The course of true love never did run smooth

Lysander, Act 1, Scene 1   

LOW LIFE AND HIGH LIFE

William Shakespeare created vivid characters from all walks of life and, as a humble glovemaker’s son, he had a soft spot for commonfolk. A Midsummer Night’s Dream contains an Amazonian queen, a Greek duke, and supernatural royalty – yet Shakespeare gave the most lines of all to Bottom the weaver.

Conspiracy theorists suggest a simple country lad like Shakespeare couldn’t possibly have written the plays attributed to him. But A Midsummer Night’s Dream suggests he did. The play is riddled with references to flora and fauna from Shakespeare’s native Warwickshire countryside.

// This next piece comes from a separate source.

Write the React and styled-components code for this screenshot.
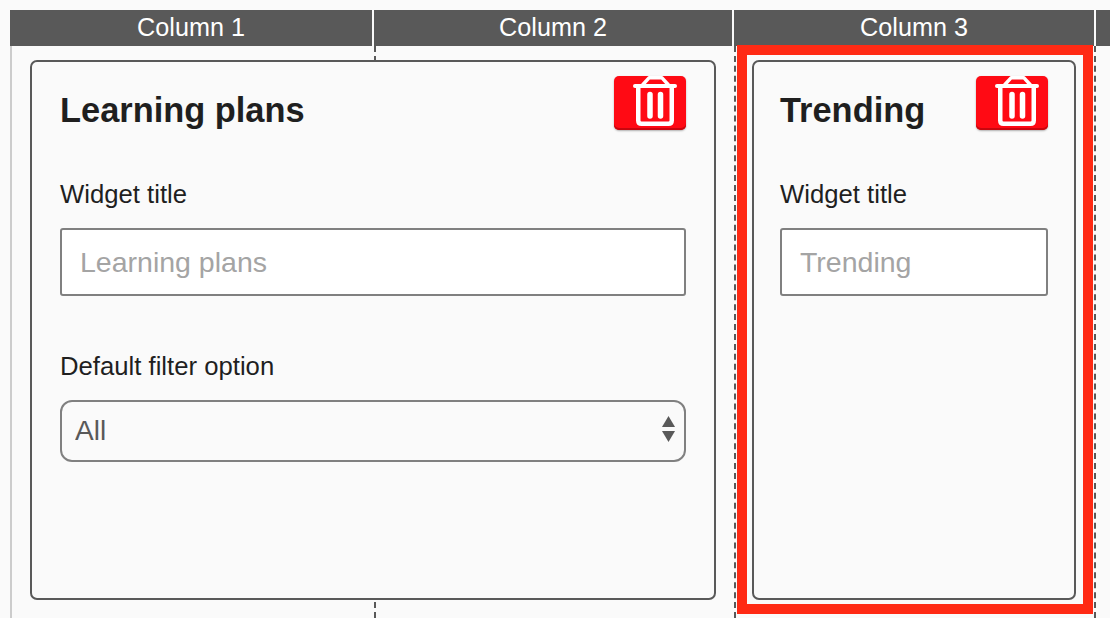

Three of the moons orbiting the planet Uranus are named Puck, Oberon, and Titania. According to NASA, Puck orbits Uranus in less than 24 hours, not quite the forty minutes in which the play’s Puck travels “round about the earth”.

STAR POWER

In a 1964 television special, The Beatles performed their own (suitably chaotic) version of Pyramus and Thisbe. Paul and John played the doomed lovers, George played Moonshine and Ringo (of course) played the docile Lion.

A Midsummer Night’s Dream has inspired operas, ballets, classical music and the action movie Die Hard. Yep, you read that correctly. Legend has it that director John McTiernan decided Die Hard’s story should take place in a single night, after seeing A Midsummer Night’s Dream. (No wonder he cast the great Shakespearean actor, Alan Rickman, as the villain.)

Down the years, stage and screen productions of A Midsummer Night’s Dream have been a magnet for leading actors. Among them: Judi Dench, Michelle Pfeiffer, Helen Mirren, Kevin Kline, Vanessa Redgrave, Christian Bale, Diana Rigg, Benedict Cumberbatch, Sam Rockwell, and Matt Lucas.